In an email, Fleming denied the accusations, calling them a “pattern of lies.” He said the practice rooms and office were shared, making the rape allegation “impossible.”
The board has settled five of the Fleming cases, according to district records. One of the plaintiffs died before the agreement was reached. So far, the total settlement amount is $4.65 million; the district will pay about $2.4 million and the rest will be covered by general liability insurance, according to the records.
New York City, the largest district in the state, has seen the most claims filed: more than 300, stemming from abuse that occurred as early as the 1950s. In one Staten Island case, a plaintiff said that in 1995, when he was 11, he told the school’s dean that a school employee had abused him in the gymnasium. The dean threatened the student with expulsion if he reported the abuse to the police, according to the plaintiff.
One Queens case that went to trial, in which a woman alleged that her middle school social studies teacher abused her for years, resulted in a $160 million judgment for the plaintiff, possibly the largest judgment in a Child Victims Act Case, according to reporting by the New York Law Journal.
Assemblymember Jen Lunsford of East Rochester said the state is beginning to see the financial ramifications of the Child Victims Act. She pointed to school districts whose reserves have been depleted and foster care agencies that have gone bankrupt.
In the last two legislative sessions, Lunsford has sponsored a bill to create a $200 million state fund that would provide reimbursement grants to cover large settlements of cases filed under the law, but the bill has yet to pass.
The fund would be available to public schools and foster care agencies, because the state is legally mandated to provide both of those services, Lunsford said.
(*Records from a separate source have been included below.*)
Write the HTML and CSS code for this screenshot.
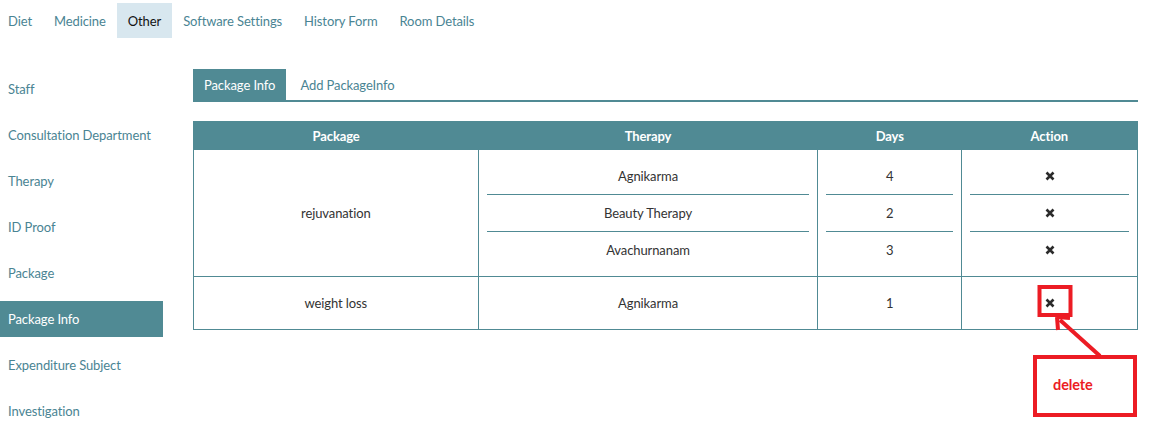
FILE: index.html
```html
<!DOCTYPE html>
<html>
<head>
<meta charset="utf-8">
<link rel="stylesheet" href="styles.css">
</head>
<body>
<nav class="topnav">
  <a class="tn">Diet</a>
  <a class="tn">Medicine</a>
  <a class="tn active">Other</a>
  <a class="tn">Software Settings</a>
  <a class="tn">History Form</a>
  <a class="tn">Room Details</a>
</nav>
<div class="main">
  <aside class="side">
    <a class="si">Staff</a>
    <a class="si">Consultation Department</a>
    <a class="si">Therapy</a>
    <a class="si">ID Proof</a>
    <a class="si">Package</a>
    <a class="si active">Package Info</a>
    <a class="si">Expenditure Subject</a>
    <a class="si">Investigation</a>
  </aside>
  <section class="content">
    <div class="tabs">
      <a class="tab active">Package Info</a>
      <a class="tab">Add PackageInfo</a>
    </div>
    <table class="grid">
      <thead>
        <tr><th class="c1">Package</th><th class="c2">Therapy</th><th class="c3">Days</th><th class="c4">Action</th></tr>
      </thead>
      <tbody>
        <tr class="r1">
          <td>rejuvanation</td>
          <td class="multi"><div class="sub">Agnikarma</div><div class="sub">Beauty Therapy</div><div class="sub">Avachurnanam</div></td>
          <td class="multi"><div class="sub">4</div><div class="sub">2</div><div class="sub">3</div></td>
          <td class="multi"><div class="sub"><svg class="x" viewBox="0 0 10 10"><path d="M1.5 1.5 L8.5 8.5 M8.5 1.5 L1.5 8.5"/></svg></div><div class="sub"><svg class="x" viewBox="0 0 10 10"><path d="M1.5 1.5 L8.5 8.5 M8.5 1.5 L1.5 8.5"/></svg></div><div class="sub"><svg class="x" viewBox="0 0 10 10"><path d="M1.5 1.5 L8.5 8.5 M8.5 1.5 L1.5 8.5"/></svg></div></td>
        </tr>
        <tr class="r2">
          <td>weight loss</td>
          <td>Agnikarma</td>
          <td>1</td>
          <td><svg class="x" viewBox="0 0 10 10"><path d="M1.5 1.5 L8.5 8.5 M8.5 1.5 L1.5 8.5"/></svg></td>
        </tr>
      </tbody>
    </table>
  </section>
</div>
<svg class="annot" width="1162" height="433" viewBox="0 0 1162 433">
  <rect x="1039.5" y="287" width="31" height="28" fill="none" stroke="#ec1c24" stroke-width="4"/>
  <line x1="1100" y1="356" x2="1060" y2="320" stroke="#ec1c24" stroke-width="4"/>
  <path d="M1057 317 L1070 318 M1057 317 L1058 330" stroke="#ec1c24" stroke-width="4" fill="none"/>
  <rect x="1035" y="357" width="100" height="58" fill="none" stroke="#ec1c24" stroke-width="4"/>
  <text x="1053" y="390" class="del">delete</text>
</svg>
</body>
</html>
```

FILE: styles.css
```css
* { box-sizing: border-box; }
body {
  margin: 0;
  font-family: Lato, "Open Sans", sans-serif;
  font-size: 13px;
  letter-spacing: -0.1px;
  color: #333;
  background: #fff;
  width: 1162px;
  height: 433px;
  overflow: hidden;
  position: relative;
}
a { text-decoration: none; cursor: pointer; }
.topnav {
  display: flex;
  margin-top: 3px;
  margin-left: -3px;
  height: 35px;
}
.tn {
  display: flex;
  align-items: center;
  padding: 0 11px;
  color: #4a8493;
}
.tn.active {
  background: #d8e7ef;
  color: #111;
}
.main {
  display: flex;
  margin-top: 33px;
}
.side {
  width: 163px;
  display: flex;
  flex-direction: column;
  gap: 10px;
}
.si {
  height: 36px;
  display: flex;
  align-items: center;
  padding-left: 8px;
  color: #4a8493;
}
.si.active {
  background: #508a94;
  color: #fff;
}
.content {
  margin-left: 30px;
  width: 945px;
  margin-top: -2px;
}
.tabs {
  display: flex;
  border-bottom: 2px solid #508a94;
  height: 33px;
}
.tab {
  display: flex;
  align-items: center;
  padding: 1px 11px 0;
  height: 31px;
  color: #4a8493;
  margin-right: 3px;
}
.tab.active {
  background: #508a94;
  color: #fff;
}
.grid {
  margin-top: 19px;
  width: 945px;
  border-collapse: collapse;
  border: 1px solid #508a94;
}
.grid th {
  background: #508a94;
  color: #fff;
  font-weight: bold;
  height: 28px;
  padding: 0;
  text-align: center;
}
.c1 { width: 285px; }
.c2 { width: 340px; }
.c3 { width: 144px; }
.c4 { width: 176px; }
.grid td {
  border: 1px solid #508a94;
  text-align: center;
  vertical-align: middle;
  padding: 0;
}
.r1 td { height: 127px; }
.r2 td { height: 53px; }
.grid td.multi { padding: 8px 8px; }
.sub {
  height: 37px;
  display: flex;
  align-items: center;
  justify-content: center;
  border-bottom: 1px solid #508a94;
}
.sub:last-child { border-bottom: none; height: 36px; }
.x {
  width: 10px;
  height: 10px;
  display: block;
  margin: 0 auto;
}
.x path {
  stroke: #2b2b2b;
  stroke-width: 2.6;
  stroke-linecap: butt;
  fill: none;
}
.annot {
  position: absolute;
  left: 0;
  top: 0;
  pointer-events: none;
}
.del {
  fill: #ec1c24;
  font-family: Lato, "Open Sans", sans-serif;
  font-weight: bold;
  font-size: 14.5px;
}
```
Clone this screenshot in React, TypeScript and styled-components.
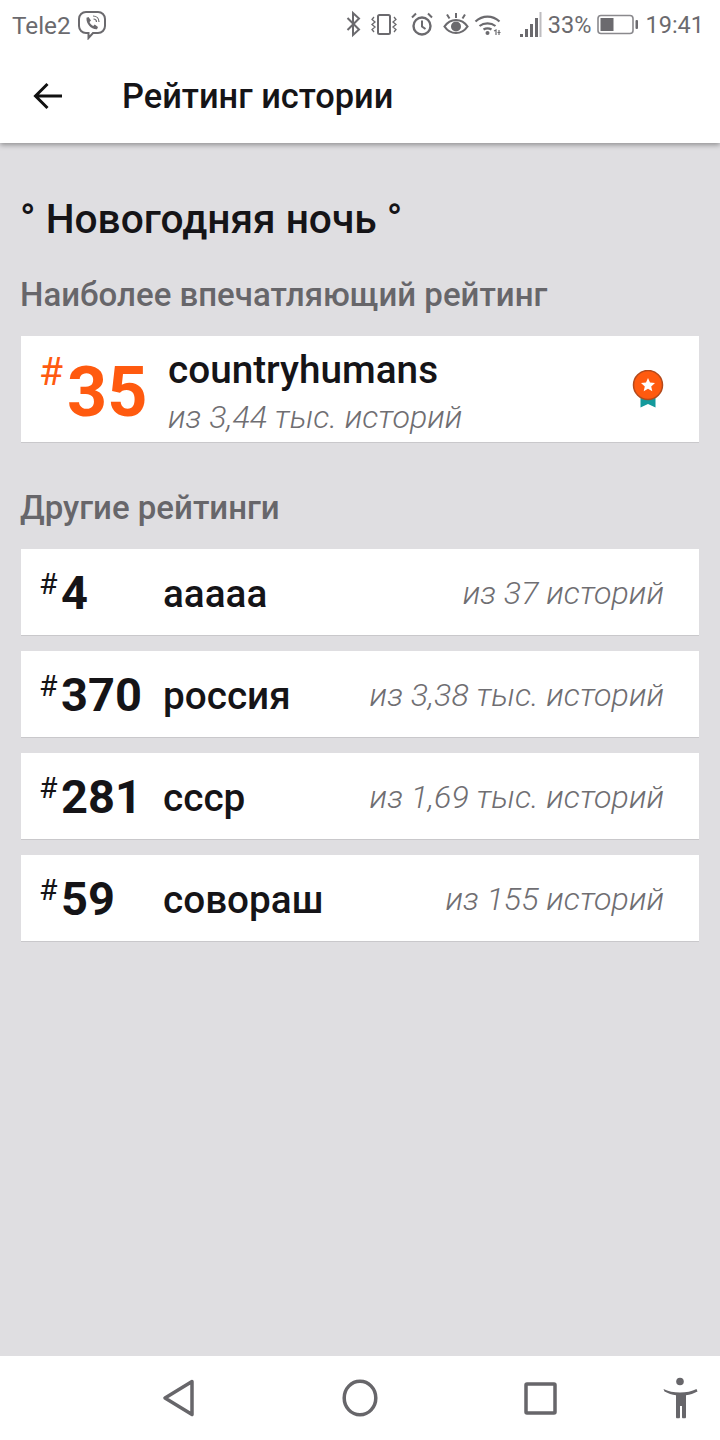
import React from 'react'
import styled, { createGlobalStyle } from 'styled-components'

const GlobalStyle = createGlobalStyle`
  html, body {
    margin: 0;
    padding: 0;
    background: #dfdee1;
    font-family: Roboto, "Noto Sans", sans-serif;
  }
`

const Screen = styled.div`
  width: 720px;
  height: 1440px;
  display: flex;
  flex-direction: column;
  background: #dfdee1;
  overflow: hidden;
`

const Top = styled.header`
  height: 143px;
  flex-shrink: 0;
  background: #fff;
  box-shadow: 0 2px 5px rgba(0, 0, 0, 0.35);
  position: relative;
  z-index: 1;
`

const StatusBar = styled.div`
  height: 50px;
  padding: 0 16px 0 12px;
  display: flex;
  align-items: center;
  justify-content: space-between;
  color: #6b6a6e;
  font-size: 23.5px;
`

const StatusGroup = styled.div<{ $gap: number }>`
  display: flex;
  align-items: center;
  gap: ${({ $gap }) => $gap}px;
`

const Carrier = styled.span`
  font-size: 24.3px;
`

const TitleBar = styled.div`
  height: 93px;
  display: flex;
  align-items: center;
  padding-bottom: 2px;
  box-sizing: border-box;
`

const BackButton = styled.div`
  width: 122px;
  padding-left: 33px;
  box-sizing: border-box;
  display: flex;
  align-items: center;
`

const PageTitle = styled.div`
  font-size: 34.4px;
  font-weight: 500;
  color: #151417;
`

const Content = styled.main`
  flex: 1;
  padding: 51px 21px 0;
  display: flex;
  flex-direction: column;
`

const StoryTitle = styled.h1`
  margin: 0 0 0 -1px;
  font-size: 40.7px;
  line-height: 50px;
  font-weight: 500;
  color: #151417;
`

const SectionTitle = styled.h2<{ $top: number }>`
  margin: ${({ $top }) => $top}px 0 0 -1px;
  font-size: 33px;
  line-height: 40px;
  font-weight: 500;
  color: #67666a;
`

const FeaturedCard = styled.div`
  margin-top: 21px;
  height: 107px;
  box-sizing: border-box;
  background: #fff;
  border-bottom: 1px solid #c9c8cb;
  display: flex;
  align-items: center;
  padding: 0 35px 0 18px;
`

const FeaturedRank = styled.div`
  width: 129px;
  flex-shrink: 0;
  display: flex;
  align-items: flex-start;
  color: #ff5a0f;
  font-weight: 700;
`

const FeaturedHash = styled.span`
  font-size: 39px;
  line-height: 42px;
  font-weight: 400;
  margin-top: 6px;
  width: 28px;
`

const FeaturedNumber = styled.span`
  font-size: 70px;
  line-height: 82px;
  margin-top: 6px;
`

const FeaturedText = styled.div`
  flex: 1;
  display: flex;
  flex-direction: column;
  gap: 5px;
  padding-top: 5px;
`

const FeaturedName = styled.div`
  font-size: 38.7px;
  line-height: 46px;
  font-weight: 500;
  color: #151417;
`

const OutOf = styled.div`
  font-size: 32.2px;
  line-height: 38px;
  font-weight: 300;
  font-style: italic;
  color: #6f6e72;
`

const RowTotal = styled(OutOf)`
  margin-top: 2px;
`

const RowList = styled.div`
  margin-top: 21px;
  display: flex;
  flex-direction: column;
  gap: 15px;
`

const Row = styled.div`
  height: 87px;
  box-sizing: border-box;
  background: #fff;
  border-bottom: 1px solid #c9c8cb;
  display: flex;
  align-items: center;
  padding: 0 35px 0 20px;
`

const RowRank = styled.div`
  width: 122px;
  flex-shrink: 0;
  display: flex;
  align-items: flex-start;
  color: #151417;
`

const RowHash = styled.span`
  font-size: 30px;
  line-height: 30px;
  width: 22px;
  margin: 5px 0 0 -2px;
`

const RowNumber = styled.span`
  font-size: 47px;
  line-height: 56px;
  font-weight: 700;
  margin-top: 1px;
`

const RowName = styled.div`
  flex: 1;
  font-size: 38.7px;
  font-weight: 500;
  color: #151417;
  margin-top: 2px;
`

const NavBar = styled.nav`
  height: 84px;
  flex-shrink: 0;
  background: #fff;
  padding-left: 90px;
  display: grid;
  grid-template-columns: 180px 180px 180px 1fr;
  align-items: center;
`

const NavButton = styled.div`
  display: flex;
  justify-content: center;
`

const AccessButton = styled(NavButton)`
  justify-content: flex-end;
  padding-right: 22px;
`

const ViberIcon = () => (
  <svg width="30" height="30" viewBox="0 0 30 30" fill="none" stroke="#6b6a6e" strokeWidth="2">
    <path d="M9 2h12a7 7 0 0 1 7 7v7a7 7 0 0 1-7 7h-5l-4.500 5v-5H9a7 7 0 0 1-7-7V9a7 7 0 0 1 7-7Z" />
    <path d="M9 8l2.500-1 2.500 3.500-1.500 1.500c.6 1.800 2 3.200 3.800 3.900l1.400-1.500 3.300 2.500-1 2.400c-5.500.5-11-5.300-10.500-11.300Z" fill="#6b6a6e" stroke="none" />
    <path d="M16 6c3.500 0 6 2.500 6 6M16.500 9c1.800 0 3 1.200 3 3" strokeWidth="1.200" />
  </svg>
)

// one strip of status glyphs, x = screen x - 340
const StatusIcons = () => (
  <svg width="172" height="32" viewBox="0 0 172 32" fill="none" stroke="#6b6a6e" strokeWidth="2">
    {/* bluetooth */}
    <path d="M6.500 9L18 20.500 12 26V4l6 5.500L6.500 21" />
    {/* vibrate */}
    <rect x="37" y="6" width="12" height="19" rx="1.500" />
    <path d="M33 8l-2 2.500 3 2.500-3 2.500 3 2.500-3 2.500 2 2.500M53 8l2 2.500-3 2.500 3 2.500-3 2.500 3 2.500-2 2.500" strokeWidth="1.300" />
    {/* alarm */}
    <circle cx="81" cy="17" r="8.500" strokeWidth="2.400" />
    <path d="M81 11.500v6l3.500 2.500M71 8.500l4-4M91 8.500l-4-4" />
    {/* eye */}
    <path d="M103.500 17.500c3-4.500 7-6.500 11.500-6.500s8.500 2 11.500 6.500c-3 4.500-7 6.500-11.500 6.500s-8.500-2-11.500-6.500Z" strokeWidth="2.200" />
    <circle cx="115" cy="17.500" r="5" fill="#6b6a6e" stroke="none" />
    <path d="M106 5.500l2.500 4M115 4v5M124 5.500l-2.500 4" />
    {/* wifi */}
    <path d="M134.500 12.500c7-6.500 17-6.500 24 0M138.500 17c4.500-3.500 11.500-3.500 16 0M142.500 20.500c2.500-1.500 5.500-1.500 8 0" strokeWidth="2.200" />
    <circle cx="146.500" cy="24" r="2" fill="#6b6a6e" stroke="none" />
    <path d="M153 22l2-1v5M158 21v5M156.500 23.500h3" strokeWidth="1.200" />
  </svg>
)

const SignalIcon = () => (
  <svg width="23" height="28" viewBox="0 0 23 28" fill="#6b6a6e">
    <rect x="1" y="23" width="3" height="3" />
    <rect x="6" y="18" width="3" height="8" />
    <rect x="11" y="13" width="3" height="13" />
    <rect x="16" y="7" width="3" height="19" />
    <rect x="20.500" y="1" width="2" height="25" fill="#bdbcbf" />
  </svg>
)

const BatteryIcon = () => (
  <svg width="42" height="22" viewBox="0 0 42 22" fill="none">
    <rect x="1" y="1.500" width="35" height="18" rx="3" stroke="#8a898d" strokeWidth="1.600" />
    <rect x="3.500" y="4" width="13" height="13" fill="#6b6a6e" />
    <rect x="38.500" y="6" width="2.500" height="9" rx="1" fill="#6b6a6e" />
  </svg>
)

const BackArrow = () => (
  <svg width="30" height="28" viewBox="0 0 30 28" fill="none" stroke="#111" strokeWidth="3">
    <path d="M29 14H3M14.500 2L2.500 14l12 12" />
  </svg>
)

const Medal = () => (
  <svg width="32" height="38" viewBox="0 0 32 38">
    <path d="M8.500 25h15v12.500l-7.500-3.500-7.500 3.500Z" fill="#149a9c" />
    <circle cx="16" cy="15" r="14.500" fill="#ff5a0f" stroke="#b34a1c" strokeWidth="1.500" />
    <path d="M16 8l2 4.600 5 .5-3.800 3.300 1.100 4.900-4.300-2.600-4.300 2.600 1.100-4.900L9 13.100l5-.5Z" fill="#fff" />
  </svg>
)

const BackNav = () => (
  <svg width="36" height="40" viewBox="0 0 36 40" fill="none" stroke="#67666a" strokeWidth="3.500" strokeLinejoin="round">
    <path d="M30 3.500 L3 20 L30 36.500Z" />
  </svg>
)

const HomeNav = () => (
  <svg width="36" height="38" viewBox="0 0 36 38" fill="none" stroke="#67666a" strokeWidth="3.500">
    <ellipse cx="18" cy="19" rx="15.800" ry="16.800" />
  </svg>
)

const SquareNav = () => (
  <svg width="33" height="33" viewBox="0 0 33 33" fill="none" stroke="#67666a" strokeWidth="3.500" strokeLinejoin="round">
    <rect x="2" y="2" width="29" height="29" rx="1" />
  </svg>
)

const AccessNav = () => (
  <svg width="36" height="42" viewBox="0 0 36 42" fill="#67666a">
    <circle cx="18" cy="4.500" r="3.800" />
    <path d="M1.500 12c4.500 2.500 10.500 3.500 16.500 3.500S30 14.500 34.500 12l1 2.500c-3.600 2-7.500 3.200-11.500 3.700V40c0 .8-.4 1.300-1.200 1.300h-1.600c-.8 0-1.200-.5-1.200-1.300V29h-2v11c0 .8-.4 1.300-1.200 1.300h-1.600c-.8 0-1.200-.5-1.200-1.300V18.200c-4-.5-7.900-1.700-11.500-3.700Z" />
  </svg>
)

const others = [
  { rank: '4', name: 'ааааа', total: 'из 37 историй' },
  { rank: '370', name: 'россия', total: 'из 3,38 тыс. историй' },
  { rank: '281', name: 'ссср', total: 'из 1,69 тыс. историй' },
  { rank: '59', name: 'совораш', total: 'из 155 историй' },
]

export default function App() {
  return (
    <Screen>
      <GlobalStyle />
      <Top>
        <StatusBar>
          <StatusGroup $gap={6}>
            <Carrier>Tele2</Carrier>
            <ViberIcon />
          </StatusGroup>
          <StatusGroup $gap={6}>
            <StatusIcons />
            <SignalIcon />
            <span>33%</span>
            <BatteryIcon />
            <span>19:41</span>
          </StatusGroup>
        </StatusBar>
        <TitleBar>
          <BackButton>
            <BackArrow />
          </BackButton>
          <PageTitle>Рейтинг истории</PageTitle>
        </TitleBar>
      </Top>
      <Content>
        <StoryTitle>° Новогодняя ночь °</StoryTitle>
        <SectionTitle $top={31}>Наиболее впечатляющий рейтинг</SectionTitle>
        <FeaturedCard>
          <FeaturedRank>
            <FeaturedHash>#</FeaturedHash>
            <FeaturedNumber>35</FeaturedNumber>
          </FeaturedRank>
          <FeaturedText>
            <FeaturedName>countryhumans</FeaturedName>
            <OutOf>из 3,44 тыс. историй</OutOf>
          </FeaturedText>
          <Medal />
        </FeaturedCard>
        <SectionTitle $top={45}>Другие рейтинги</SectionTitle>
        <RowList>
          {others.map(({ rank, name, total }) => (
            <Row key={rank}>
              <RowRank>
                <RowHash>#</RowHash>
                <RowNumber>{rank}</RowNumber>
              </RowRank>
              <RowName>{name}</RowName>
              <RowTotal>{total}</RowTotal>
            </Row>
          ))}
        </RowList>
      </Content>
      <NavBar>
        <NavButton><BackNav /></NavButton>
        <NavButton><HomeNav /></NavButton>
        <NavButton><SquareNav /></NavButton>
        <AccessButton><AccessNav /></AccessButton>
      </NavBar>
    </Screen>
  )
}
And it would also only be available to districts or agencies who do not have liability insurance that would cover the period of time in question.
“As much as the Boys and Girls Club and the Boy Scouts provide valuable services to our community, if they don’t exist, no one is in violation of anything,” she said. “If school districts fail or foster care agencies fail, ultimately, the state is going to be left holding the bag and having to fill that gap, while the students that are hurt as the system is failing are sort of washed out.” Lunsford plans to push for the bill again during the next session’s budget negotiations.
Jay Worona, the deputy executive director of the New York State School Boards Association, said the organization supports Lunsford’s bill, because of the financial impact the Child Victims Act may have on school budgets.
“Victims should be made whole, but when the district finds itself in that position, that money has to come from somewhere,” he said. “We really believe there could be a happy medium where people get compensated appropriately, and current students don’t end up suffering the consequences.”